I admit that I picked on Cellulose and Denim insulation because I thought I'd get a reaction. And I did point out that you will get green points for using these products in your homes. While I do believe that cellulose has an important role to play as an additional layer of insulation to be blown into attics during an energy retro-fit (after ceiling draft stopping) I think it is a mistake to use it closed up in walls and I won't use it in my homes when blown-in-batt systems such as JM spider and the like offer similar R-value at reasonable cost but with what I believe is better resistance to both fire and water damage.

The two leaks that I based this piece on did not involve plumbing in exterior walls. One was a slight headed pin in a radiant heated upstairs master bathroom floor which only leaked when the pipe was hot for an hour each morning. The leak fell on the drywall ceiling below it and ran out to and down the exterior wall and eventually dripped out at a window header below after the leak had been going on for several weeks. The other was a bad tile job that leaked only when the family used the guest bath shower.

I've been up in many attics that showed water staining from wind-driven snow that had blown in through 5-V metal roofing and soffit vents and melted on top of the fiberglass insulation.

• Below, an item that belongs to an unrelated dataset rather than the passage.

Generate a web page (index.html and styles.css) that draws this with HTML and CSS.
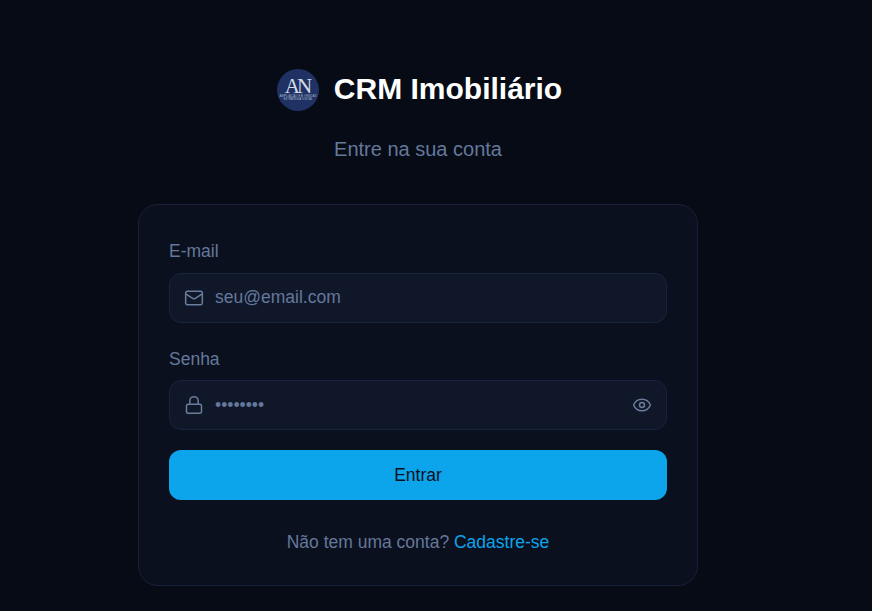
FILE: index.html
```html
<!DOCTYPE html>
<html lang="en">
<head>
  <meta charset="UTF-8">
  <meta name="viewport" content="width=device-width, initial-scale=1.0">
  <title>CRM Imobiliário</title>
  <link rel="stylesheet" href="styles.css">
</head>
<body>
  <div class="container">
    <div class="header">
      <div class="brand">
        <svg class="logo" width="42" height="42" viewBox="0 0 42 42">
          <circle cx="21" cy="21" r="21" fill="#1f3263"/>
          <text x="20" y="23.5" text-anchor="middle" class="logo-letters">AN</text>
          <text x="21" y="27.5" text-anchor="middle" textLength="37" class="logo-small">AMPLIAÇÃO EM VENDAS</text>
          <text x="21" y="31" text-anchor="middle" textLength="29" class="logo-small">ESTRATÉGIA DIGITAL</text>
        </svg>
        <h1>CRM Imobiliário</h1>
      </div>
      <p class="subtitle">Entre na sua conta</p>
    </div>

    <form class="card">
      <div class="input-group">
        <label for="email">E-mail</label>
        <div class="input-wrap">
          <svg class="icon" width="20" height="20" viewBox="0 0 24 24">
            <rect x="2" y="4" width="20" height="16" rx="2"/>
            <path d="m22 7-8.97 5.7a1.94 1.94 0 0 1-2.06 0L2 7"/>
          </svg>
          <input id="email" type="email" class="input-field" placeholder="seu@email.com">
        </div>
      </div>
      <div class="input-group">
        <label for="password" class="label-senha">Senha</label>
        <div class="input-wrap">
          <svg class="icon" width="20" height="20" viewBox="0 0 24 24">
            <rect x="3" y="11" width="18" height="11" rx="2"/>
            <path d="M7 11V7a5 5 0 0 1 10 0v4"/>
          </svg>
          <input id="password" type="password" class="input-field" placeholder="••••••••">
          <svg class="icon" width="20" height="20" viewBox="0 0 24 24">
            <path d="M2.06 12.35a1 1 0 0 1 0-.7 10.75 10.75 0 0 1 19.88 0 1 1 0 0 1 0 .7 10.75 10.75 0 0 1-19.88 0"/>
            <circle cx="12" cy="12" r="3"/>
          </svg>
        </div>
      </div>
      <button type="button" class="button">Entrar</button>
      <p class="signup">Não tem uma conta? <a href="#">Cadastre-se</a></p>
    </form>
  </div>
</body>
</html>
```

FILE: styles.css
```css
body {
  margin: 0;
  min-height: 611px;
  background-color: #060b16;
  font-family: "Liberation Sans", Arial, sans-serif;
  overflow: hidden;
}

.container {
  width: 560px;
  margin-left: 138px;
  padding-top: 69px;
}

.header {
  text-align: center;
  margin-bottom: 43px;
}

.brand {
  display: flex;
  justify-content: center;
  align-items: center;
  gap: 15px;
  height: 42px;
  padding-left: 3px;
}

.logo {
  flex-shrink: 0;
}

.logo-letters {
  font-family: "Liberation Serif", serif;
  font-size: 21px;
  letter-spacing: -3px;
  fill: #d5dbea;
}

.logo-small {
  font-family: "Liberation Sans", sans-serif;
  font-size: 2.6px;
  fill: #b4c0d8;
}

h1 {
  margin: 0 0 2px;
  font-size: 30px;
  line-height: 40px;
  font-weight: bold;
  color: #ffffff;
}

.subtitle {
  margin: 26px 0 0;
  font-size: 20px;
  line-height: 24px;
  color: #64789b;
}

.card {
  display: flex;
  flex-direction: column;
  padding: 31px 30px 30px;
  background-color: #0b101e;
  border: 1px solid #18213b;
  border-radius: 20px;
}

.input-group {
  display: flex;
  flex-direction: column;
  margin-bottom: 20px;
}

label {
  font-size: 17.5px;
  line-height: 24px;
  margin: 3px 0 10px;
  color: #64789b;
}

.label-senha {
  margin: 4px 0 9px;
}

.input-wrap {
  display: flex;
  align-items: center;
  gap: 11px;
  height: 48px;
  padding: 0 14px;
  background-color: #0f1729;
  border: 1px solid #18233e;
  border-radius: 12px;
}

.icon {
  flex-shrink: 0;
  fill: none;
  stroke: #6b7d9c;
  stroke-width: 1.8;
  stroke-linecap: round;
  stroke-linejoin: round;
}

.input-field {
  flex: 1;
  min-width: 0;
  padding: 0;
  border: none;
  outline: none;
  background: transparent;
  font-family: inherit;
  font-size: 17.5px;
  color: #64789b;
}

#email {
  padding-bottom: 2px;
}

.input-field::placeholder {
  color: #64789b;
  opacity: 1;
}

.button {
  height: 50px;
  padding: 0;
  border: none;
  border-radius: 12px;
  background-color: #0ca4ea;
  color: #0b101e;
  font-family: inherit;
  font-size: 17.5px;
  cursor: pointer;
}

.signup {
  margin: 29px 0 0;
  text-align: center;
  font-size: 17.5px;
  line-height: 26px;
  color: #64789b;
}

.signup a {
  color: #0ca4ea;
  text-decoration: none;
}
```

I pulled seven trees off my roof after Hurricane Fran and the fiberglass insulation was dry in no time and the shingle roof took 45 minutes to repair. (Had it been a steel roof it would have taken weeks to repair)

Water happens, we need to build with that inevitability in mind.

Every building site and set of circumstances is unique. I generally oppose calling products green (or not) and prefer that people look at the whole system using a third party green building certification system as they evaluate what makes sense for their climate, design and budget. For me this means no cellulose or denim insulation.